I am not a mathematician and struggling with the exercises while reading this book
Information Theory, Inference and Learning Algorithms.
The author introduced the binary entropy function at the start of the book as
$$ H \equiv x \log \frac{1}{x} + (1-x) \log \frac{1}{(1-x)} $$
He shows it can be used to approximate
$$ \log \binom{N}{r} \simeq NH(\frac{r}{N}) $$
I am puzzled how he got to this approximation.
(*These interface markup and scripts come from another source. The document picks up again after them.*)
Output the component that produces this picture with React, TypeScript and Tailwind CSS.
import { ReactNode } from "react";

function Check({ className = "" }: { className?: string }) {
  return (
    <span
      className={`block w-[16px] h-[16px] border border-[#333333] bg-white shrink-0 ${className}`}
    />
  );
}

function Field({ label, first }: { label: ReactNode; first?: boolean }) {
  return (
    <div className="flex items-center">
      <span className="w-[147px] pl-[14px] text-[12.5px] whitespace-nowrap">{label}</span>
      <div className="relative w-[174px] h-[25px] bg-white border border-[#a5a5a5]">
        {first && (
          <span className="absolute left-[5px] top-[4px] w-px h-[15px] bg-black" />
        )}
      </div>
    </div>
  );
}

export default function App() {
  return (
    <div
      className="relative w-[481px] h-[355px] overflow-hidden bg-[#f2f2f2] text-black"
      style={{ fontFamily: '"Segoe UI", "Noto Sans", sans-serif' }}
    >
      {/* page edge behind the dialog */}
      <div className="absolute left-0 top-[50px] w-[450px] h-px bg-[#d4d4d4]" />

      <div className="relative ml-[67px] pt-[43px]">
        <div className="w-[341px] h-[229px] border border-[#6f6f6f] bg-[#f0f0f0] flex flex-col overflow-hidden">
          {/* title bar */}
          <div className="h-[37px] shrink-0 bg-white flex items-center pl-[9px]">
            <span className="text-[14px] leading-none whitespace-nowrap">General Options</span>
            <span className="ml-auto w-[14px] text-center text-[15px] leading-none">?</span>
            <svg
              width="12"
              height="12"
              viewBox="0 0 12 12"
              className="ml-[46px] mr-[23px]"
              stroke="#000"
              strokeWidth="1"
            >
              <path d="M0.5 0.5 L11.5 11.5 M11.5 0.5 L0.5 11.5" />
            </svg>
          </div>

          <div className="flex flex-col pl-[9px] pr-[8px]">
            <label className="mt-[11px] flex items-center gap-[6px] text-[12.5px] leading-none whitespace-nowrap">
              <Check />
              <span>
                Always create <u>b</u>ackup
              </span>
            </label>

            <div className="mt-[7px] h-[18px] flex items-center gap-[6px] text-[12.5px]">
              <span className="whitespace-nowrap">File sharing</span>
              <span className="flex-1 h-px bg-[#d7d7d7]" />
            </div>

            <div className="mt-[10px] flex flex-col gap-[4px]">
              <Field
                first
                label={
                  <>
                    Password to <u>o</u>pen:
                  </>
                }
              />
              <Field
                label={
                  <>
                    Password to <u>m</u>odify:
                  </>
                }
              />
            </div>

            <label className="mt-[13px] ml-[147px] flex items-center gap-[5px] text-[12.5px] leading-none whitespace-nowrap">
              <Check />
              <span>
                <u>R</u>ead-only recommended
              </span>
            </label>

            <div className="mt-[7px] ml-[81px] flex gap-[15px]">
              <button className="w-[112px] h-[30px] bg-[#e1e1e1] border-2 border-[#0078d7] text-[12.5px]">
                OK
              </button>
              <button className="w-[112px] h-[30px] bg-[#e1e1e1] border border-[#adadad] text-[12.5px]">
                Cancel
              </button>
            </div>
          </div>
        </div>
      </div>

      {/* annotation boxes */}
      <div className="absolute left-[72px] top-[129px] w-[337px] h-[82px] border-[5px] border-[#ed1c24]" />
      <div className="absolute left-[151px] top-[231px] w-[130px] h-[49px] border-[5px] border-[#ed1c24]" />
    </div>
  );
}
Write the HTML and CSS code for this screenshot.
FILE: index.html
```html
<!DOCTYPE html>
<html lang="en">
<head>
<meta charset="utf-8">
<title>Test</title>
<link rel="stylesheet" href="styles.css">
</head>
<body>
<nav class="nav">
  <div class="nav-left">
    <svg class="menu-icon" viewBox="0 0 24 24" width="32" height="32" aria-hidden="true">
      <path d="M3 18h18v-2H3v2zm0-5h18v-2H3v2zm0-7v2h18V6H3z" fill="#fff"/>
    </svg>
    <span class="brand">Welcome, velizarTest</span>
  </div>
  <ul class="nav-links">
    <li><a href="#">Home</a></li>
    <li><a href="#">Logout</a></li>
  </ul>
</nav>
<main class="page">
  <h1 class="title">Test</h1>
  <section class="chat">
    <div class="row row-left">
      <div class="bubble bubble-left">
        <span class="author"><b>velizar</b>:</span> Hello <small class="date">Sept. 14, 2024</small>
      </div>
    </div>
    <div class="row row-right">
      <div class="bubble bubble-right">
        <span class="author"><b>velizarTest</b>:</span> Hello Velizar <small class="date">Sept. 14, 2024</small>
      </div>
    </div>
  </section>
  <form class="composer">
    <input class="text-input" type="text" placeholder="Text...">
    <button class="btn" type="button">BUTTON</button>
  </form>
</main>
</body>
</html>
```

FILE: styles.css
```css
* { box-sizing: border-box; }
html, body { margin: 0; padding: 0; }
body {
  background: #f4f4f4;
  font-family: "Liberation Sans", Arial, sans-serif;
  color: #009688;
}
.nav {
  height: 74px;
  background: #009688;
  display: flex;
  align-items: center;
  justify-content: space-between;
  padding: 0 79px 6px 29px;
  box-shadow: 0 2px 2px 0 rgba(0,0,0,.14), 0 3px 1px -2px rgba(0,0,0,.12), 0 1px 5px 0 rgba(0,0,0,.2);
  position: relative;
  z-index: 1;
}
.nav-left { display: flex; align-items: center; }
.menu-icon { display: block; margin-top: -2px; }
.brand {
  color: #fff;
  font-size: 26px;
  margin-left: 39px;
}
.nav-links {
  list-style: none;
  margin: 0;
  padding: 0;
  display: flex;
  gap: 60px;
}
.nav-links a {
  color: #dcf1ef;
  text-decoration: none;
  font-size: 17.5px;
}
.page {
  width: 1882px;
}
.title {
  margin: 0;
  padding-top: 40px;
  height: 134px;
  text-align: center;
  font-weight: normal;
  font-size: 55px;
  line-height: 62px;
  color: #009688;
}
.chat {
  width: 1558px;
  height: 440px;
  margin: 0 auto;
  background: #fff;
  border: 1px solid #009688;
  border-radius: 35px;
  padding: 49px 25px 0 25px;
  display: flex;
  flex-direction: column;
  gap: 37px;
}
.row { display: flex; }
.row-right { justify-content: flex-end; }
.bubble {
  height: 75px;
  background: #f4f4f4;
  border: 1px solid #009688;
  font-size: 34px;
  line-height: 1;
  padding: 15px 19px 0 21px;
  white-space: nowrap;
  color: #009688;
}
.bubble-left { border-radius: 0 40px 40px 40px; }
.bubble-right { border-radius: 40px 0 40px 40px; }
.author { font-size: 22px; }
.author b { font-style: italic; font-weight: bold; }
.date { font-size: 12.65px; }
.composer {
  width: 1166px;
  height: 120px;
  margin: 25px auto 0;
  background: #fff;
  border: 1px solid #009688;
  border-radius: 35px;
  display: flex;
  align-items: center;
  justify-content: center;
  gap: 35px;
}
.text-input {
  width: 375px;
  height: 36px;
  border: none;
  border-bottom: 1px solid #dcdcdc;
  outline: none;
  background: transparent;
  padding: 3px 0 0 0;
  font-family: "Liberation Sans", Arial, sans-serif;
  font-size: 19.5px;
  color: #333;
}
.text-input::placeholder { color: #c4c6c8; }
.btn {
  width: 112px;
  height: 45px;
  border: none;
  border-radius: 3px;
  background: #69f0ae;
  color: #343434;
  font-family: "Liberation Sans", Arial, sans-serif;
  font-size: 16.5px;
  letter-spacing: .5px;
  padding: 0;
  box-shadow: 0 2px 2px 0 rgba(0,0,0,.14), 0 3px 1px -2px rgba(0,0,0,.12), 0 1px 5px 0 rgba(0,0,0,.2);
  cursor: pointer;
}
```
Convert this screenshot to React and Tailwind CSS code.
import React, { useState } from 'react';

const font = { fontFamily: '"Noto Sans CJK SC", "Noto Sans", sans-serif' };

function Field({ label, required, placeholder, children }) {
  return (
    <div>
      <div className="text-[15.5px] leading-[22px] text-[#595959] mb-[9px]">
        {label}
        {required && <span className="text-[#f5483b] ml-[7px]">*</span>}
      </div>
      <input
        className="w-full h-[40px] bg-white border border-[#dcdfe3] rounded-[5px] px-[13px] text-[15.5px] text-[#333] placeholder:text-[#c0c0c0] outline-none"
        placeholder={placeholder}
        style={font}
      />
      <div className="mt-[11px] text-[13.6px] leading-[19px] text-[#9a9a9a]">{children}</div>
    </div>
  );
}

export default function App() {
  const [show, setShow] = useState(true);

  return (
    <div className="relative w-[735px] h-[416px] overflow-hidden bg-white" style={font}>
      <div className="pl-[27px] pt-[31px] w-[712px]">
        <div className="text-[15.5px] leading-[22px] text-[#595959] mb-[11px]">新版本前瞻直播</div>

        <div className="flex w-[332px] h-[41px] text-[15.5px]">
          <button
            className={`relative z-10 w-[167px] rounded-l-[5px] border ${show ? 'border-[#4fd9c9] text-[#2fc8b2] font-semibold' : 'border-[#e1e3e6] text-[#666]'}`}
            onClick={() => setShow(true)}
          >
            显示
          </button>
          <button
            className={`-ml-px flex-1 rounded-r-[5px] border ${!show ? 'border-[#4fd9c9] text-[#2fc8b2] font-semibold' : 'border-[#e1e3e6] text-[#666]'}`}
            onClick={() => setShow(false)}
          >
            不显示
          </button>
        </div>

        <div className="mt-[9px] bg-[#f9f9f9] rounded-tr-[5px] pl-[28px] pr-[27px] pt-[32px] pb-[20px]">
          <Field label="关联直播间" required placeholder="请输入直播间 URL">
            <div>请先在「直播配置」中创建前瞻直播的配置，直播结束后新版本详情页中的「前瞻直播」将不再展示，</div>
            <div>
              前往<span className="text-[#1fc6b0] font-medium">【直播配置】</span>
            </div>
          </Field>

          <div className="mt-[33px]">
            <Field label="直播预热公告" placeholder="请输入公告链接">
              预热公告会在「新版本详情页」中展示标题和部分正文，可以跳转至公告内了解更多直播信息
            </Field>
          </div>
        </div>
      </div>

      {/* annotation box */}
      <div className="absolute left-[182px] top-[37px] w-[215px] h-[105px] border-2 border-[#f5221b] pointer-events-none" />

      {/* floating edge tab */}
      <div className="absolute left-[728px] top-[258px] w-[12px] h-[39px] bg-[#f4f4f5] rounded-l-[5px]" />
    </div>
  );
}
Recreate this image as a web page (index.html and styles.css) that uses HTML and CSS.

Please could someone explain why?
It is most likely that the author uses Stirling's approximation to the logarithm of the factorial function as described here, where we use
$$\log n!\simeq n\log n - n+ O(\log n)$$ Thus, omitting the $O(\log)$ term on the assumption that it is negligible relative to the other terms, the approximation becomes (the blue terms below which sum to zero are added to obtain the desired result) $$\log {N \choose r}=\log\frac{N!}{r!(N-r)!}\simeq N\log N-N-r\log r+r-(N-r)\log(N-r)+(N-r)\\=N\log N-N-r\log r+r-(N-r)\log(N-r)+(N-r)\color{blue}{+r\log N-r\log N}\\=r\log\frac{N}{r}+(N-r)\log\frac{N}{N-r}\\=N\frac{r}{N}\log\frac{N}{r}+N\frac{N-r}{N}\log\frac{N}{N-r}\\=N\left(\frac{r}{N}\log\frac{1}{\frac{r}{N}}+\left(1-\frac{r}{N}\right)\log\frac{1}{1-\frac{r}{N}}\right)\\=NH\left(\frac{r}{N}\right)$$